Barry was getting third line in the water when a fish hit my rotary salmon killer. It was a small salmon and soon I had it to the surface about thirty feet behind the boat. The flasher broke the water which produced some slack in the line. The fish did a headshake and tossed the hook. "You professionally farm a fish like that this early in the day, it's going to be a long day," Barry told me.

We trolled between Muir and Stinson until afternoon. Birds, bait and salmon we everywhere but we didn't get a single hit. There were radio reports of small salmon south of the Gate. Barry decided to give it a shot. By the time we arrived the bait was gone, the birds were gone and so were the salmon. We weren't marking anything. After a couple of hours, we called it a day. "I know better than to chase radio fish," Barry confided.
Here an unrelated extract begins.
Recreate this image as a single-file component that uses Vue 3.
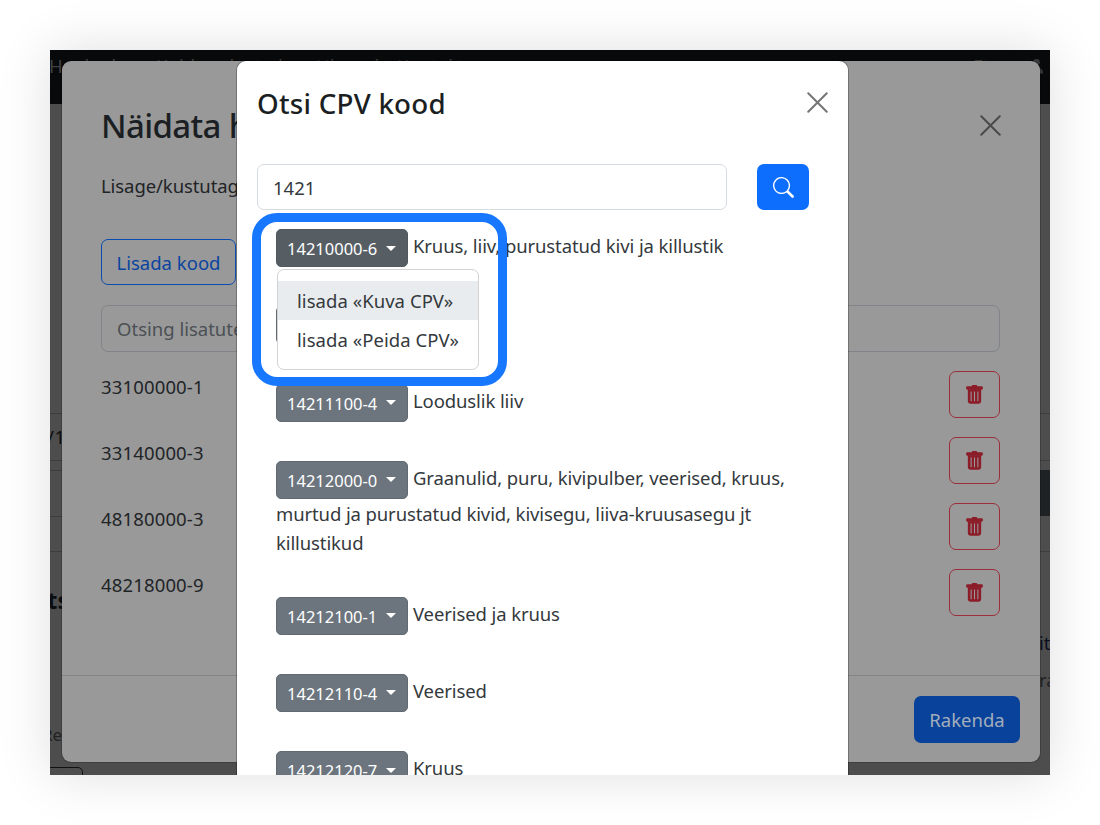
<script setup>
const saved = ['33100000-1', '33140000-3', '48180000-3', '48218000-9']
const results = [
  { code: '14210000-6', lines: ['Kruus, liiv, purustatud kivi ja killustik'], open: true },
  { code: '', lines: [''] },
  { code: '14211100-4', lines: ['Looduslik liiv'] },
  { code: '14212000-0', lines: ['Graanulid, puru, kivipulber, veerised, kruus,', 'murtud ja purustatud kivid, kivisegu, liiva-kruusasegu jt', 'killustikud'] },
  { code: '14212100-1', lines: ['Veerised ja kruus'] },
  { code: '14212110-4', lines: ['Veerised'] },
  { code: '14212120-7', lines: ['Kruus'] },
]
</script>

<template>
  <div class="canvas">
    <div class="stage">
      <div class="page">
        <nav class="nav">
          <span class="n1">Hanked</span><span class="n2">Kuidas alustada</span><span class="n3">Hinnad</span><span class="n4">Kontakt</span>
          <span class="n5">Eta</span>
          <svg class="user" viewBox="0 0 16 16"><circle cx="8" cy="4" r="3.6" /><path d="M1 16c0-9 14-9 14 0z" /></svg>
        </nav>
        <div class="band b1"><span>/1</span></div>
        <div class="band b2"></div>
        <div class="darkbox"></div>
        <b class="bit ts">ts</b>
        <span class="bit re">Re</span>
        <span class="bit it">it</span>
        <span class="bit ra">ra</span>
        <div class="corner"></div>
      </div>

      <section class="outer">
        <header class="outer-head">
          <h1>Näidata hanked</h1>
          <svg class="x" viewBox="0 0 20 20"><path d="M1.2 1.2 18.8 18.8M18.8 1.2 1.2 18.8" /></svg>
        </header>
        <div class="outer-body">
          <p class="intro">Lisage/kustutage</p>
          <button class="add">Lisada kood</button>
          <div class="filter">Otsing lisatutest</div>
          <div v-for="c in saved" :key="c" class="saved">
            <span>{{ c }}</span>
            <button class="del">
              <svg viewBox="0 0 16 18">
                <path d="M5.4 1.2Q5.4.1 6.4.1h3.2q1 0 1 1.1h4.3q1 0 1 1v1.2q0 1-1 1H1.1q-1 0-1-1V2.200q0-1 1-1z" />
                <path fill-rule="evenodd" d="M1.700 4h12.600v11.500q0 2.300-2.300 2.300H4q-2.300 0-2.300-2.300zM4.300 6.200v9.300h1V6.200zM7.500 6.200v9.300h1V6.200zM10.700 6.200v9.300h1V6.200z" />
              </svg>
            </button>
          </div>
        </div>
        <footer class="outer-foot"><button class="apply">Rakenda</button></footer>
      </section>

      <section class="inner">
        <header class="inner-head">
          <h2>Otsi CPV kood</h2>
          <svg class="x" viewBox="0 0 20 20"><path d="M1.2 1.2 18.8 18.8M18.8 1.2 1.2 18.8" /></svg>
        </header>
        <div class="search">
          <div class="field">1421</div>
          <button class="go">
            <svg viewBox="0 0 16 16"><path d="M11.742 10.344a6.500 6.500 0 1 0-1.397 1.398l3.850 3.850a1 1 0 0 0 1.415-1.414l-3.850-3.850zM12 6.500a5.500 5.500 0 1 1-11 0 5.500 5.500 0 0 1 11 0" /></svg>
          </button>
        </div>
        <div class="results">
          <div v-for="(r, i) in results" :key="i" class="item" :class="{ tall: r.lines.length > 1 }">
            <div class="first">
              <button class="code" :class="{ active: r.open }"><span>{{ r.code }}</span><i v-if="r.code"></i></button>
              <span class="desc">{{ r.lines[0] }}</span>
            </div>
            <div v-for="l in r.lines.slice(1)" :key="l" class="more">{{ l }}</div>
            <div v-if="r.open" class="menu">
              <div class="opt hover">lisada «Kuva CPV»</div>
              <div class="opt">lisada «Peida CPV»</div>
            </div>
          </div>
        </div>
        <div class="ring"></div>
      </section>
    </div>
  </div>
</template>

<style>
body { background: #fff; overflow: hidden; }
</style>

<style scoped>
* { box-sizing: border-box; }
.canvas { position: relative; width: 1100px; height: 825px; padding: 50px; background: #fff; font-family: "Noto Sans", "Open Sans", sans-serif; font-size: 18.5px; color: #34393d; overflow: hidden; white-space: nowrap; }
button { font: inherit; padding: 0; margin: 0; }
.stage { position: relative; width: 1000px; height: 725px; overflow: hidden; background: #4d4d4d; }
.canvas::before { content: ""; position: absolute; left: 50px; top: 50px; width: 1000px; height: 725px; box-shadow: 0 0 50px rgba(0, 0, 0, .13); }
.page { position: absolute; inset: 0; color: #0b0d10; }
.nav { position: relative; height: 54px; background: #08090b; color: #414141; }
.nav span { position: absolute; top: 3px; }
.n1 { left: -1px; } .n2 { left: 106px; } .n3 { left: 266px; } .n4 { left: 347px; } .nav .n5 { left: 923px; }
.user { position: absolute; left: 979px; top: 8px; width: 15px; height: 16px; fill: #393939; }
.band { position: absolute; left: 0; right: 0; border-top: 1px solid #3d3d3d; border-bottom: 1px solid #3d3d3d; }
.b1 { top: 363px; height: 48px; }
.b1 span { position: absolute; left: -3px; top: 10px; letter-spacing: .6px; }
.b2 { top: 420px; height: 82px; }
.b2::after { content: ""; position: absolute; top: 45px; width: 20px; border-top: 1px solid #3d3d3d; }
.darkbox { position: absolute; right: 0; top: 420px; width: 20px; height: 46px; background: #1e2225; }
.bit { position: absolute; }
.ts { left: -3px; top: 533px; font-size: 24px; }
.re { left: -8px; top: 673px; color: #222; font-size: 17px; }
.it { left: 989px; top: 580px; color: #0a1020; }
.ra { left: 989px; top: 617px; color: #202224; }
.corner { position: absolute; left: -10px; top: 717px; width: 43px; height: 30px; border: 1px solid #111; border-radius: 5px; }

.outer { position: absolute; left: 12px; top: 11px; width: 978px; height: 701px; border-radius: 9px; background: #999; box-shadow: 0 0 0 1px rgba(0, 0, 0, .18); overflow: hidden; color: #212427; }
.outer-head { height: 105px; padding: 26px 39px 0; display: flex; justify-content: space-between; }
h1, h2 { margin: 0; font-weight: 500; color: #1b1f23; }
h1 { font-size: 33px; line-height: 78px; letter-spacing: -.65px; }
.x { width: 21px; height: 21px; fill: none; stroke: #4a4a4a; stroke-width: 1.900; stroke-linecap: round; flex: none; }
.outer-head .x { margin: 28px 0 0; }
.outer-body { padding: 0 40px 0 39px; height: 509px; }
.intro { margin: 0; height: 73px; line-height: 40px; letter-spacing: -.08px; }
.add { display: block; width: 135px; height: 46px; border: 1px solid #0a4cad; border-radius: 7px; background: none; color: #0a44a0; }
.filter { margin-top: 20px; height: 47px; border: 1px solid #808488; border-radius: 7px; padding-left: 15px; line-height: 46px; color: #4b5055; }
.saved { display: flex; justify-content: space-between; height: 66px; padding-top: 19px; }
.saved span { line-height: 32px; letter-spacing: .15px; }
.del { width: 51px; height: 47px; border: 1px solid #9a2f3b; border-radius: 7px; background: none; display: flex; align-items: center; justify-content: center; }
.del svg { width: 17px; height: 19px; fill: #8b1c28; }
.outer-foot { border-top: 1px solid #838485; height: 87px; padding: 20px 20px 0; display: flex; justify-content: flex-end; }
.apply { width: 106px; height: 47px; border: 0; border-radius: 7px; background: #08429b; color: #a2adbb; }

.inner { position: absolute; left: 187px; top: 11px; width: 611px; height: 730px; border-radius: 9px 9px 0 0; background: #fff; box-shadow: 0 0 0 1px rgba(0, 0, 0, .25); }
.inner-head { height: 103px; padding: 0 20px; display: flex; justify-content: space-between; }
h2 { font-size: 27.700px; line-height: 84px; letter-spacing: .25px; }
.inner-head .x { margin-top: 31px; stroke: #757575; }
.search { display: flex; gap: 30px; padding-left: 20px; height: 65px; }
.field { width: 470px; height: 46px; border: 1px solid #d5dbe1; border-radius: 7px; padding-left: 15px; line-height: 46px; }
.go { width: 52px; height: 46px; border: 0; border-radius: 7px; background: #0d6efd; display: flex; align-items: center; justify-content: center; }
.go svg { width: 21px; height: 21px; fill: #fff; }
.results { padding-left: 39px; letter-spacing: -.11px; }
.item { position: relative; height: 77.300px; }
.item.tall { height: 135.700px; }
.first { display: flex; height: 38px; }
.code { width: 132px; height: 38px; border: 1px solid #626a71; border-radius: 5px; background: #6c757d; color: #fff; font-size: 16.500px; letter-spacing: 0; display: flex; align-items: center; padding: 1px 0 0 10px; }
.code.active { background: #565e64; border-color: #51585e; }
.code i { margin-left: 9px; margin-top: -1px; border: 5.500px solid transparent; border-top-color: #fff; border-bottom: 0; }
.desc { margin-left: 5px; line-height: 34px; }
.more { line-height: 29px; }
.first + .more { margin-top: .5px; }
.menu { position: absolute; left: 1px; top: 40px; width: 202px; height: 101px; z-index: 2; background: #fff; border: 1px solid #d3d3d3; border-radius: 7px; padding-top: 11px; letter-spacing: .05px; }
.opt { height: 39px; line-height: 40px; padding-left: 19px; }
.opt.hover { background: #e9ecef; }
.ring { position: absolute; z-index: 3; left: 14.500px; top: 152px; width: 255.500px; height: 173px; border: 9px solid #1877ff; border-radius: 25px; }
</style>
The following morning I boarded Capt. Dave French's Payback in Bodega Bay with anglers from Coastside and Bayside fishing clubs. The fish were right off Bodega Head, there were near a hundred boats on the water. We started trolling and landed the first fish, a small one, in about twenty minutes. The fleet was catching fish but we hadn't seen a fish over 10 pounds netted. By mid morning everyone on the sixpack had a least one fish to the boat except me.

The clicker on my real started screaming and my rod doubled over. I could tell this was a pretty good fish from the strength of the run and the weight on the rod when I finally got him turned toward the boat. As the adrenaline pumped through my veins, all I could think was DON'T GEEK THIS FISH!

After what seemed like eternity, Capt. Dave netted the beast and got it into the boat. It went 20.5 pounds and won the jackpot. Maybe I've found my new lucky hat. Almost got two years out of the last one.